Perlu dipahami bahwa advokasi tidak terjadi seacara seketika, advokasi
butuh perencanaan yang matang. Agar advokasi yang dilakukan dapat terwujud
secara maksimal, maka kita perlu menggunakan beberapa strategi. Berikut
beberapa strategi dalam melakukan advokasi yang dapat dilakukan.Membangun
jaringan di antara organisasi-organisasi akar rumput (grassroots), seperti
federasi, perserikatan, dan organisasi pengayom lainnya melakukan lobi-lobi
antar instansi, tokoh masyarakat, organisasi kemahasiswaan, organisasi
kemasyarakatan, bila diperlukan pada pejabat Negara yang lebih tinggi,
melakukan kampanye dan kerja-kerja media sebagai ajang publikasi dan
edukasi, melewati aksi-aksi peradilan (litigasi, class action, dan lain-
lain), menerjunkan massa untuk melakukan demonstrasi.

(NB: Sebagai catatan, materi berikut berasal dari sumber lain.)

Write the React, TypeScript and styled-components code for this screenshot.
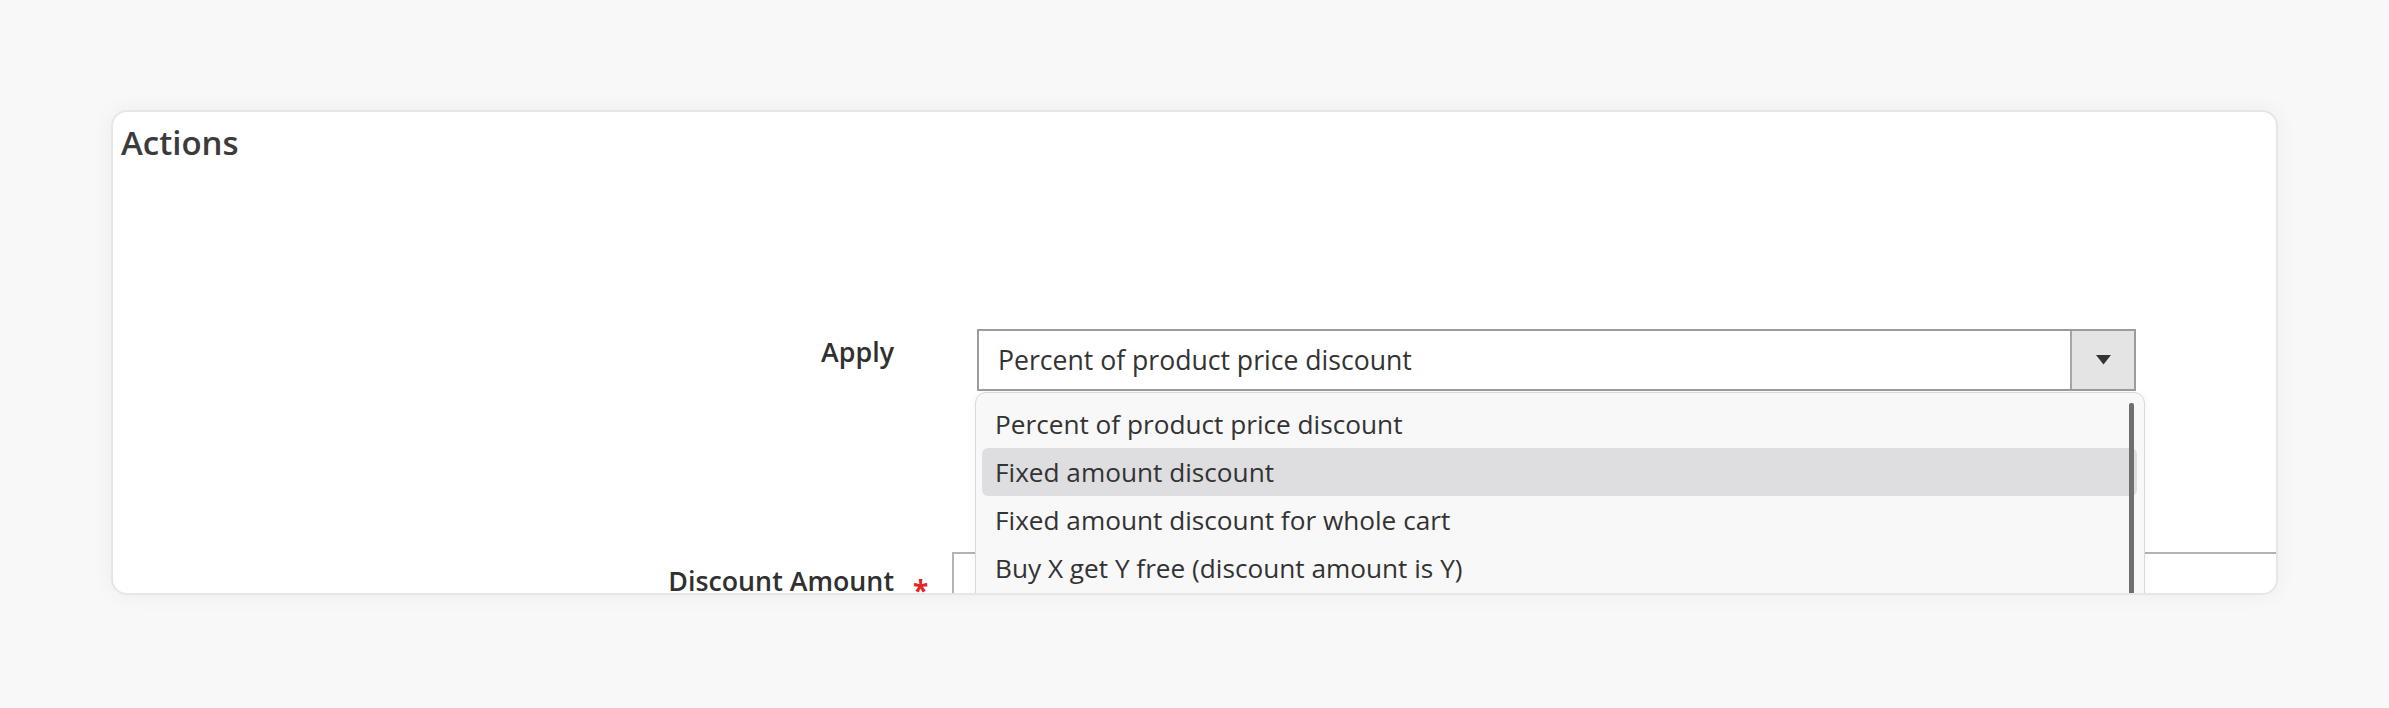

2.7 Aktivitas Advokasi Lingkungan
Prinsip dasar Advokasi Lingkungan adalah "Jangan biarkan pemerintah
dan korporasi bekerja sendiri, tanpa keterlibatan dan pengawasan
masyarakat."Advokasi lingkungan hidup melibatkan advokasi kebijakan dan
penegakan hukum, pendidikan umum dan pembelaan masyarakat. Aktivitas
advokasi Lingkungan dapat berupa aktivitas seperti berikut ini :
1. Advokasi terhadap kebijakan dan peraturan Pemerintah yang mengancam
kelestarian alam dan merusak lingkungan hidup
2. Advokasi untuk mendorong terbitnya kebijakan dan peraturan baru yang
menganjurkan pelestarian alam dan lingkungan
3. Advokasi untuk penegakan undang-undang lingkungan hidup dengan proses
pengadilan. Proses pengadilan untuk menganjurkan hukum lingkungan
hidup dapat dilakukan dengan memakai "legal standing" atau memakai
"class action" atau "citizen law suite".
Advokasi dengan melakukan pengawasan terhadap praktik-praktik bisnis dan
aktivitas industry yang dapat mengakibatkan kerusakan lingkungan dan
mengamcam kelestarian alam.
2.8 Kesadaran Masyarakat
Peningkatan kesadaran masyarakat sangat penting untuk menjaga
kelestarian lingkungan hidup. Peningkatan kesadaran masyarakat dapat
dilakukan dengan pendidikan umum (edukasi) dan kampanye mengenia pentingnya
lingkungan yang sehat dan alam yang lestari. Isu-isu yang penting termasuk
pembuangan sampah dan penyelamatan binatang dan tumbuhan yang terancam
punah. Kelompok-kelompok advokasi lingkungan hidup berperan penting dalam
gerakan-gerakan perlawanan. Ini termasuk bekerja dengan masyarakat lokal
untuk melawan kerusakan lingkungan hidup. Kampanye yang mementingkan suatu
isu di tingkat lokal sangat efektif.
2.9 Pendekatan Advokasi Lingkungan Hidup
a. Berdasarkan Pelestarian (Konservasi)
Pendekatan berdasarkan pada "konservasi" mengutamakan aktivitas untuk
melindungi ekosistem, berbagai jenis-jenis binatang, dan tumbuhan-tumbuhan
yang terancam punah. Masalah-masalah tersebut dianggap sama pentingnya
dengan manusia. Pendekatan yang menjaga selarasnya kehidupan seluruh
makhluk hidup dan habitatnya. Organisasi seperti Profauna merupakan
organisasi garda terdepan pendekatan konservasi di Indonesia.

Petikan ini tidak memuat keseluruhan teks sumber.